**Collected data**
= = = = = = =

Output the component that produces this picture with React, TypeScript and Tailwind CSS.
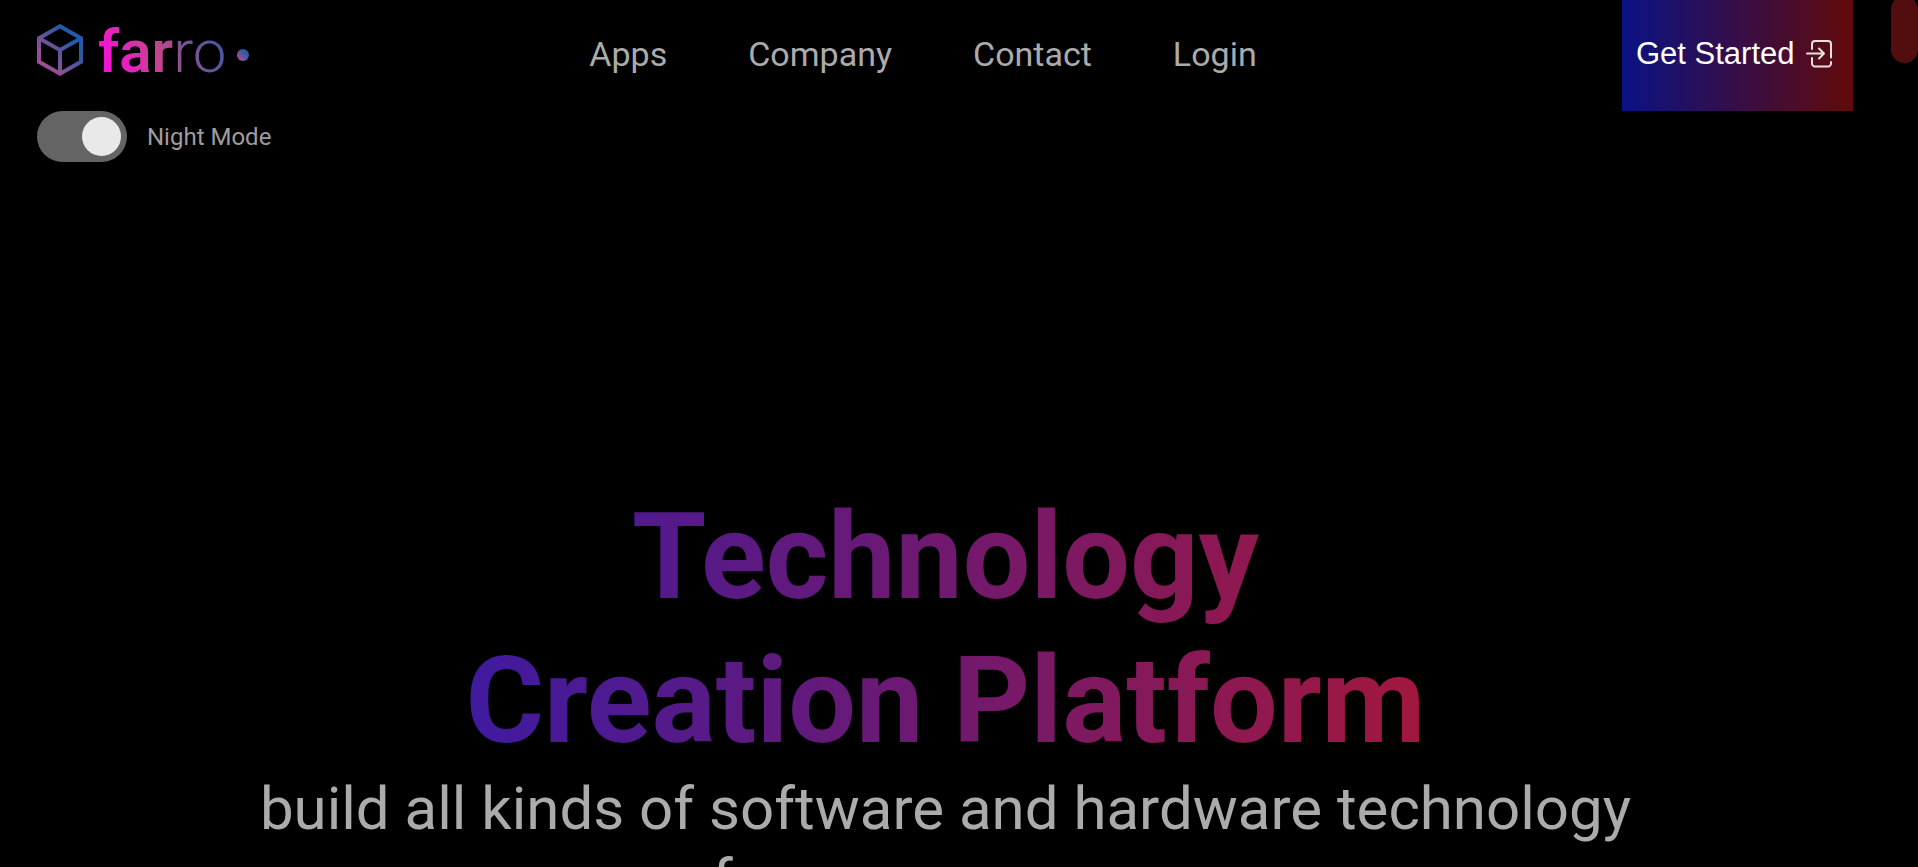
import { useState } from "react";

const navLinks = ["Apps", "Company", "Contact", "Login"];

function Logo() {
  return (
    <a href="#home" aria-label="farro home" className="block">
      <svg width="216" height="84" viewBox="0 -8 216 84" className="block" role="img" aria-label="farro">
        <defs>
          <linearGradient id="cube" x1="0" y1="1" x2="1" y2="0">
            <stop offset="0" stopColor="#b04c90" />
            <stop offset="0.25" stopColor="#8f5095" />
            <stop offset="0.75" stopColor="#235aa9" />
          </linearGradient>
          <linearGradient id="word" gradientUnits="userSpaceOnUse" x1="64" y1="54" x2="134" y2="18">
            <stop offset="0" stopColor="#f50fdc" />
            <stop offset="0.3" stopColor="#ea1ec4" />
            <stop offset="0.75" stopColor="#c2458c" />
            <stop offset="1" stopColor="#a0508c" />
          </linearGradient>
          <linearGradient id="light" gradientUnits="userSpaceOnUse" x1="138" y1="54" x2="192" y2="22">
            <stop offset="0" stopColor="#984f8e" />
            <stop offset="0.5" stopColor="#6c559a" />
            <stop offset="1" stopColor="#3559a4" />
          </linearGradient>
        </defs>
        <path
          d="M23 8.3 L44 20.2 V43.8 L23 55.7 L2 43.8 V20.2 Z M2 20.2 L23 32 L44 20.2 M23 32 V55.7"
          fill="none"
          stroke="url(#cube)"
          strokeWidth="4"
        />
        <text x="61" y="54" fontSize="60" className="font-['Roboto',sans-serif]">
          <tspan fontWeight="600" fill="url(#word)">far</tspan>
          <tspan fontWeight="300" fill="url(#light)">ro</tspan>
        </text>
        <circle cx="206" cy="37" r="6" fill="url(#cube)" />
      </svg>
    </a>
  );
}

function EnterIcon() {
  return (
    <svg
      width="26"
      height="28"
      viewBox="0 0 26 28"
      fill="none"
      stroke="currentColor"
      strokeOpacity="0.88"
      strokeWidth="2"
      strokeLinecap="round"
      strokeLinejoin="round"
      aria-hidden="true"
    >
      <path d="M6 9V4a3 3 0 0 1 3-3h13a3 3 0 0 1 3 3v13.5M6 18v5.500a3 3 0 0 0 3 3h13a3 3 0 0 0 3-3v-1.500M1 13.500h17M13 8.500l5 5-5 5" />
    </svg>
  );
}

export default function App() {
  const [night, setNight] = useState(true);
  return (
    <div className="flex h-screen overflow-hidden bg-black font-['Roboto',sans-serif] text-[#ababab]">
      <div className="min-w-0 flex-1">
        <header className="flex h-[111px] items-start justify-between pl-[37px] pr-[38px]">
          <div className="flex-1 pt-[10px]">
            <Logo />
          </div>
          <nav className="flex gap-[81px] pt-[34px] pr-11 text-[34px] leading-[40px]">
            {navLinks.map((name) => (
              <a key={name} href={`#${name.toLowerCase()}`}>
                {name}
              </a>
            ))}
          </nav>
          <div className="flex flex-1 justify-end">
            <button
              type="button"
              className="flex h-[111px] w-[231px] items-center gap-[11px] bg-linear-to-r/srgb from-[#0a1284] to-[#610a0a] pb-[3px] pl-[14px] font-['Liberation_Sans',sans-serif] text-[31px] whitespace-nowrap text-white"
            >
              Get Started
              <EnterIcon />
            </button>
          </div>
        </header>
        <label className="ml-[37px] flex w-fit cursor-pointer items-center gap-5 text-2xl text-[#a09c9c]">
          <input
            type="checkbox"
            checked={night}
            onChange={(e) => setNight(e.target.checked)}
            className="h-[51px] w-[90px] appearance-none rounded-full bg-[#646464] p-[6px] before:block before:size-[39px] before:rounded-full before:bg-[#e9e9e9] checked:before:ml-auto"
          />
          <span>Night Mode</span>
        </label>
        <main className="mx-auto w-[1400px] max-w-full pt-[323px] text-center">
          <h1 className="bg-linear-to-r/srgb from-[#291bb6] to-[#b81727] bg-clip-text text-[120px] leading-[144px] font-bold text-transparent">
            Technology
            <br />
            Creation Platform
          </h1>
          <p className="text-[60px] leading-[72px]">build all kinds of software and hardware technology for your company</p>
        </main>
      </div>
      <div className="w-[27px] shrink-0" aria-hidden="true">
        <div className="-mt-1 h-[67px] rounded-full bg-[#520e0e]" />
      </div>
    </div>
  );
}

= = = = = = =

**What to work on**
Retype the whole listing exactly and leave the pictures out.

**Reply**
Output the component that produces this picture with React, TypeScript and Tailwind CSS.
import { useState } from "react";

const navLinks = ["Apps", "Company", "Contact", "Login"];

function Logo() {
  return (
    <a href="#home" aria-label="farro home" className="block">
      <svg width="216" height="84" viewBox="0 -8 216 84" className="block" role="img" aria-label="farro">
        <defs>
          <linearGradient id="cube" x1="0" y1="1" x2="1" y2="0">
            <stop offset="0" stopColor="#b04c90" />
            <stop offset="0.25" stopColor="#8f5095" />
            <stop offset="0.75" stopColor="#235aa9" />
          </linearGradient>
          <linearGradient id="word" gradientUnits="userSpaceOnUse" x1="64" y1="54" x2="134" y2="18">
            <stop offset="0" stopColor="#f50fdc" />
            <stop offset="0.3" stopColor="#ea1ec4" />
            <stop offset="0.75" stopColor="#c2458c" />
            <stop offset="1" stopColor="#a0508c" />
          </linearGradient>
          <linearGradient id="light" gradientUnits="userSpaceOnUse" x1="138" y1="54" x2="192" y2="22">
            <stop offset="0" stopColor="#984f8e" />
            <stop offset="0.5" stopColor="#6c559a" />
            <stop offset="1" stopColor="#3559a4" />
          </linearGradient>
        </defs>
        <path
          d="M23 8.3 L44 20.2 V43.8 L23 55.7 L2 43.8 V20.2 Z M2 20.2 L23 32 L44 20.2 M23 32 V55.7"
          fill="none"
          stroke="url(#cube)"
          strokeWidth="4"
        />
        <text x="61" y="54" fontSize="60" className="font-['Roboto',sans-serif]">
          <tspan fontWeight="600" fill="url(#word)">far</tspan>
          <tspan fontWeight="300" fill="url(#light)">ro</tspan>
        </text>
        <circle cx="206" cy="37" r="6" fill="url(#cube)" />
      </svg>
    </a>
  );
}

function EnterIcon() {
  return (
    <svg
      width="26"
      height="28"
      viewBox="0 0 26 28"
      fill="none"
      stroke="currentColor"
      strokeOpacity="0.88"
      strokeWidth="2"
      strokeLinecap="round"
      strokeLinejoin="round"
      aria-hidden="true"
    >
      <path d="M6 9V4a3 3 0 0 1 3-3h13a3 3 0 0 1 3 3v13.5M6 18v5.500a3 3 0 0 0 3 3h13a3 3 0 0 0 3-3v-1.500M1 13.500h17M13 8.500l5 5-5 5" />
    </svg>
  );
}

export default function App() {
  const [night, setNight] = useState(true);
  return (
    <div className="flex h-screen overflow-hidden bg-black font-['Roboto',sans-serif] text-[#ababab]">
      <div className="min-w-0 flex-1">
        <header className="flex h-[111px] items-start justify-between pl-[37px] pr-[38px]">
          <div className="flex-1 pt-[10px]">
            <Logo />
          </div>
          <nav className="flex gap-[81px] pt-[34px] pr-11 text-[34px] leading-[40px]">
            {navLinks.map((name) => (
              <a key={name} href={`#${name.toLowerCase()}`}>
                {name}
              </a>
            ))}
          </nav>
          <div className="flex flex-1 justify-end">
            <button
              type="button"
              className="flex h-[111px] w-[231px] items-center gap-[11px] bg-linear-to-r/srgb from-[#0a1284] to-[#610a0a] pb-[3px] pl-[14px] font-['Liberation_Sans',sans-serif] text-[31px] whitespace-nowrap text-white"
            >
              Get Started
              <EnterIcon />
            </button>
          </div>
        </header>
        <label className="ml-[37px] flex w-fit cursor-pointer items-center gap-5 text-2xl text-[#a09c9c]">
          <input
            type="checkbox"
            checked={night}
            onChange={(e) => setNight(e.target.checked)}
            className="h-[51px] w-[90px] appearance-none rounded-full bg-[#646464] p-[6px] before:block before:size-[39px] before:rounded-full before:bg-[#e9e9e9] checked:before:ml-auto"
          />
          <span>Night Mode</span>
        </label>
        <main className="mx-auto w-[1400px] max-w-full pt-[323px] text-center">
          <h1 className="bg-linear-to-r/srgb from-[#291bb6] to-[#b81727] bg-clip-text text-[120px] leading-[144px] font-bold text-transparent">
            Technology
            <br />
            Creation Platform
          </h1>
          <p className="text-[60px] leading-[72px]">build all kinds of software and hardware technology for your company</p>
        </main>
      </div>
      <div className="w-[27px] shrink-0" aria-hidden="true">
        <div className="-mt-1 h-[67px] rounded-full bg-[#520e0e]" />
      </div>
    </div>
  );
}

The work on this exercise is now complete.